Comparison becomes constant—other kids have more views, more subscribers, better videos. Slowly, childhood starts turning into a brand instead of a life.
Simple living teaches us an important lesson here: not everything that brings money brings peace.
How to Become a YouTuber as a Kid—Without Losing Childhood
If a child still shows interest in YouTube, boundaries become extremely important. Parents must manage the channel completely and take responsibility for decisions. Education should always come first, without compromise. There should be no pressure to upload regularly or to chase growth.
Monetization should never be the goal. Offline play, friendships, family time, and boredom should always matter more than screen time.
A simple question parents should ask themselves is this:
If YouTube disappears tomorrow, will my child still feel confident, joyful, and complete?

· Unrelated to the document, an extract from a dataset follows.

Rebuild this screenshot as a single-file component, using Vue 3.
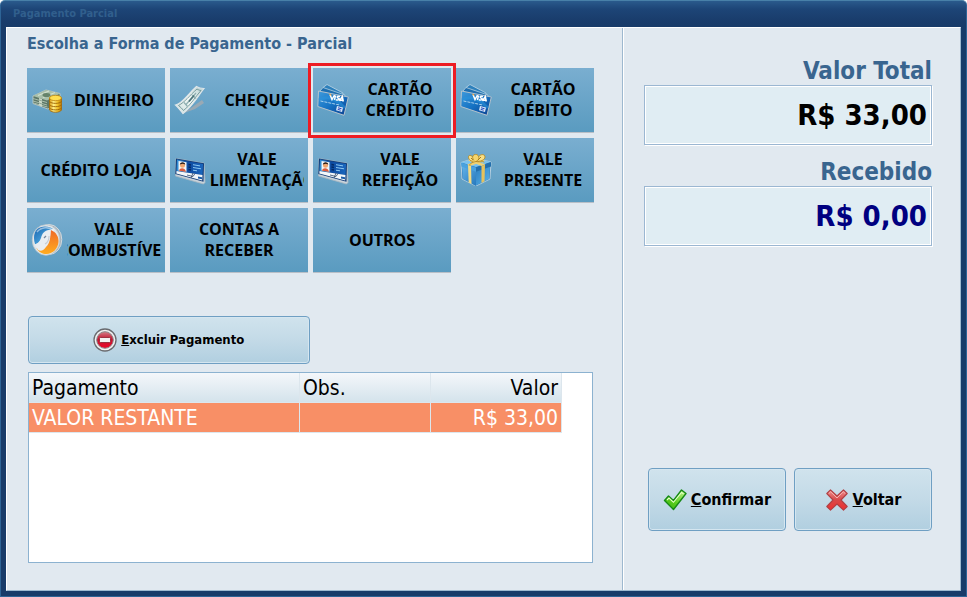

If the answer is yes, then YouTube is being handled in a healthy way.
A Simple Living Reminder for Parents
Childhood is not a rehearsal for adulthood.
It is not a race toward early success.
It is not meant to be optimized for views, likes, or income.
Simple living reminds us that slow growth is healthy growth. Children don’t need early fame; they need safety, presence, and space to grow at their own pace.
Before asking how to become a YouTuber as a kid, maybe we should first ask a deeper question:
At what cost?
If you are one of those parents who see the future of both themselves and their child in a YouTube journey, the first thing you should do is pause and ask yourself a few honest questions. If you find that most of your answers are “yes,” then only should you consider moving forward.
Before starting, ask yourself:
- Am I doing this for my child’s happiness, or for future income and recognition?
- Will my child still be okay if the channel never grows or earns money?
- Can my child freely say “no” to making a video without feeling guilty?
- Am I ready to protect my child’s privacy, even if it affects growth?
- Will education, play, and rest always come before content creation?
- If these questions make you uncomfortable, it may be a sign to slow down.
A YouTube channel can be created anytime, but childhood comes only once. Fame can wait, trends can change, and platforms can disappear—but the emotional impact of pressure and expectations can last much longer.
As parents, our role is not to push children toward what is popular, but to guide them toward what is healthy. Sometimes, choosing simple living over fast success is the bravest decision we can make.
If YouTube fits gently into your child’s life without stealing their joy, innocence, or peace, then let it remain a small part of their world—not the center of it.
Because in the end, a successful child is not one who gains followers early, but one who grows up feeling safe, confident, and loved.